Investigation into Stord fatal accident uncovers evidence of rubber reversal

Norwegian investigators have discovered that spoilers did not deploy on the BAe 146-200 that overran the runway while attempting to land at Stord airport on 10 October.

Four of the Atlantic Airways jet's 16 occupants were killed when it careered off the slightly damp runway and down steep terrain, before coming to rest and catching fire.

Wreckage analysis has also revealed evidence that the aircraft suffered "rubber reversal" as it tried to stop - a phenomenon where heat generated by the tyre vaporises the surface moisture and reduces runway contact.

But while rubber reversal causes deterioration of the tyre condition, there is no indication that any of the tyres punctured or deflated.
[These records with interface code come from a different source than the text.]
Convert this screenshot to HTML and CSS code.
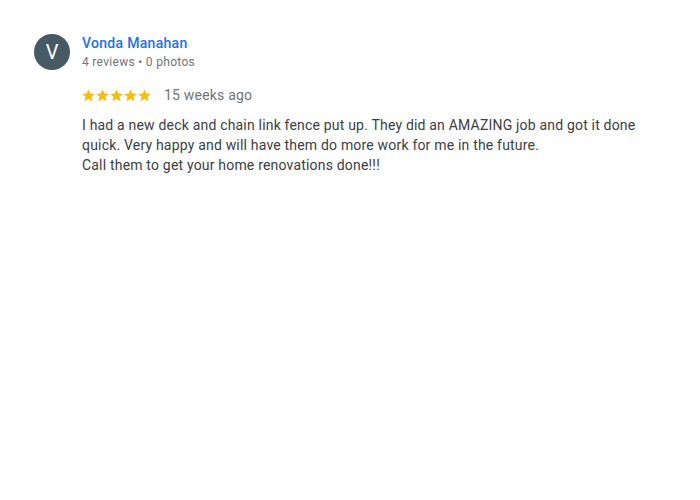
FILE: index.html
```html
<!DOCTYPE html>
<html lang="en">
<head>
    <meta charset="UTF-8">
    <title>Review</title>
    <link rel="stylesheet" href="styles.css">
</head>
<body>
    <div class="review">
        <div class="avatar">V</div>
        <div class="content">
            <div class="name">Vonda Manahan</div>
            <div class="meta">4 reviews &bull; 0 photos</div>
            <div class="rating">
                <svg class="stars" width="69" height="13" viewBox="0 0 69 13">
                    <defs>
                        <path id="star" d="M6.5 0.4l1.9 4.1 4.4 0.4-3.3 2.9 1 4.4-4-2.3-4 2.3 1-4.4-3.3-2.9 4.4-0.4z"/>
                    </defs>
                    <use href="#star" x="0"/>
                    <use href="#star" x="14"/>
                    <use href="#star" x="28"/>
                    <use href="#star" x="42"/>
                    <use href="#star" x="56"/>
                </svg>
                <span class="when">15 weeks ago</span>
            </div>
            <p class="text">I had a new deck and chain link fence put up. They did an AMAZING job and got it done quick. Very happy and will have them do more work for me in the future.<br>Call them to get your home renovations done!!!</p>
        </div>
    </div>
</body>
</html>
```

FILE: styles.css
```css
body {
    margin: 0;
    padding: 0;
    background: #ffffff;
    font-family: Roboto, Arial, sans-serif;
}
.review {
    display: flex;
    gap: 12px;
    padding: 34px 20px 0 34px;
}
.avatar {
    flex: none;
    width: 36px;
    height: 36px;
    border-radius: 50%;
    background: #455a64;
    color: #ffffff;
    font-size: 20px;
    line-height: 36px;
    text-align: center;
}
.name {
    color: #1a73e8;
    font-size: 14px;
    font-weight: 500;
    line-height: 18px;
    letter-spacing: 0.3px;
}
.meta {
    margin-top: 1px;
    color: #70757a;
    font-size: 12px;
    line-height: 18px;
    letter-spacing: 0.3px;
}
.rating {
    display: flex;
    align-items: center;
    gap: 13px;
    margin-top: 13px;
    height: 22px;
}
.stars {
    fill: #fbbc04;
}
.when {
    color: #70757a;
    font-size: 14px;
    letter-spacing: 0.2px;
}
.text {
    margin: 9px 0 0;
    max-width: 580px;
    color: #3c4043;
    font-size: 14px;
    line-height: 20px;
    letter-spacing: 0.19px;
}
```
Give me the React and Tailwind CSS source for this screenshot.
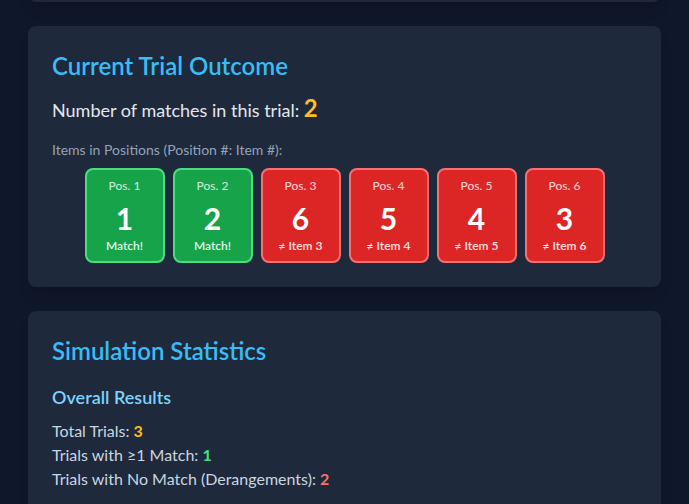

Flight RC670 had been arriving at Stord, in western Norway, after a domestic service from Stavanger. It touched down on runway 33 with a 6kt (11km/h) tailwind.

While there was nothing unusual about the airspeed, touchdown point, flap setting, landing weight or air brake, preliminary analysis shows that neither of the two independent spoiler systems deployed.

One system controls a single spoiler on each wing, and the other controls a pair, giving six in all. These systems are normally activated by the crew on touchdown, but the Norwegian Accident Investigation Board (AIB) says the inquiry has yet to determine the reason for the failure.

"The crew did not feel it was appropriate to make a go-around," adds AIB. "But in a last attempt to stop the aircraft, they tried to put it into a skid. It was actually skidding down the runway at one point."

Investigators are to examine the aircraft's maintenance record as part of the inquiry. Atlantic Airways is based in the Faroe Islands, and the Faroese ministry of trade and industry says that the jet had undergone a C check in Sweden and returned to the fleet two weeks before the accident.